Source excerpt:

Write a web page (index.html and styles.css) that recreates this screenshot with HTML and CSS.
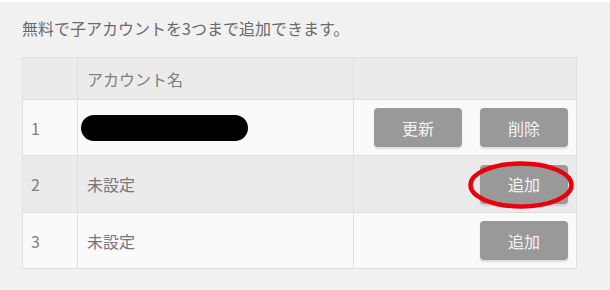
FILE: index.html
```html
<!DOCTYPE html>
<html lang="ja">
<head>
<meta charset="utf-8">
<title>子アカウント</title>
<link rel="stylesheet" href="styles.css">
</head>
<body>
<div class="page">
  <p class="note">無料で子アカウントを3つまで追加できます。</p>
  <table class="accounts">
    <colgroup>
      <col class="c-num"><col class="c-name"><col class="c-act">
    </colgroup>
    <thead>
      <tr><th></th><th>アカウント名</th><th></th></tr>
    </thead>
    <tbody>
      <tr class="odd">
        <td class="num">1</td>
        <td><span class="redact"></span></td>
        <td class="act"><div class="btns"><button class="btn">更新</button><button class="btn">削除</button></div></td>
      </tr>
      <tr class="even tall">
        <td class="num">2</td>
        <td>未設定</td>
        <td class="act"><div class="btns"><span class="mark"><button class="btn">追加</button><svg class="circle" viewBox="0 0 106 48" width="106" height="48"><ellipse cx="53" cy="24" rx="50.5" ry="21.5" fill="none" stroke="#e8000b" stroke-width="4.5"/></svg></span></div></td>
      </tr>
      <tr class="odd">
        <td class="num">3</td>
        <td>未設定</td>
        <td class="act"><div class="btns"><button class="btn">追加</button></div></td>
      </tr>
    </tbody>
  </table>
</div>
</body>
</html>
```
FILE: styles.css
```css
html, body {
  margin: 0;
  padding: 0;
}
body {
  background: #f1f1f1;
  border-top: 2px solid #ffffff;
  font-family: "Noto Sans CJK JP", "Noto Sans", sans-serif;
  color: #777;
  height: 288px;
  overflow: hidden;
}
.page {
  padding: 14px 0 0 22px;
}
.note {
  margin: 0 0 17px;
  font-size: 16px;
  line-height: 24px;
  color: #6a6a6a;
}
.accounts {
  border-collapse: collapse;
  width: 554px;
  table-layout: fixed;
}
.c-num { width: 55px; }
.c-name { width: 276px; }
.c-act { width: 223px; }
.accounts th,
.accounts td {
  border: 1px solid #e0e0e0;
  font-size: 16px;
  font-weight: 400;
  text-align: left;
  color: #777;
  padding: 0 0 0 8px;
  vertical-align: middle;
}
.accounts th {
  background: #ebebeb;
  height: 41px;
  color: #808080;
}
.accounts th:nth-child(2),
.accounts td:nth-child(2) {
  padding-left: 9px;
}
.accounts td {
  height: 55px;
}
.accounts .tall td {
  height: 56px;
}
.odd td { background: #fafafa; }
.even td { background: #ebebeb; }
.accounts td.num {
  color: #808080;
}
.accounts td.act {
  padding: 0 8px 0 0;
}
.btns {
  display: flex;
  justify-content: flex-end;
  gap: 18px;
}
.btn {
  width: 88px;
  height: 39px;
  border: 0;
  border-radius: 4px;
  background: #999999;
  color: #f4f4f4;
  font-family: "Noto Sans CJK JP", "Noto Sans", sans-serif;
  font-size: 16px;
  padding: 0;
  box-shadow: 0 2px 2px rgba(0, 0, 0, 0.12);
}
.redact {
  display: inline-block;
  width: 167px;
  height: 26px;
  margin-left: -6px;
  border-radius: 13px;
  background: #000;
  vertical-align: middle;
}
.mark {
  position: relative;
  display: inline-block;
}
.circle {
  position: absolute;
  left: -12px;
  top: -4px;
  overflow: visible;
}
```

What is asked: From the listing above, copy all lines holding the word "page".

Answer to this exercise:
Write a web page (index.html and styles.css) that recreates this screenshot with HTML and CSS.
<div class="page">
.page {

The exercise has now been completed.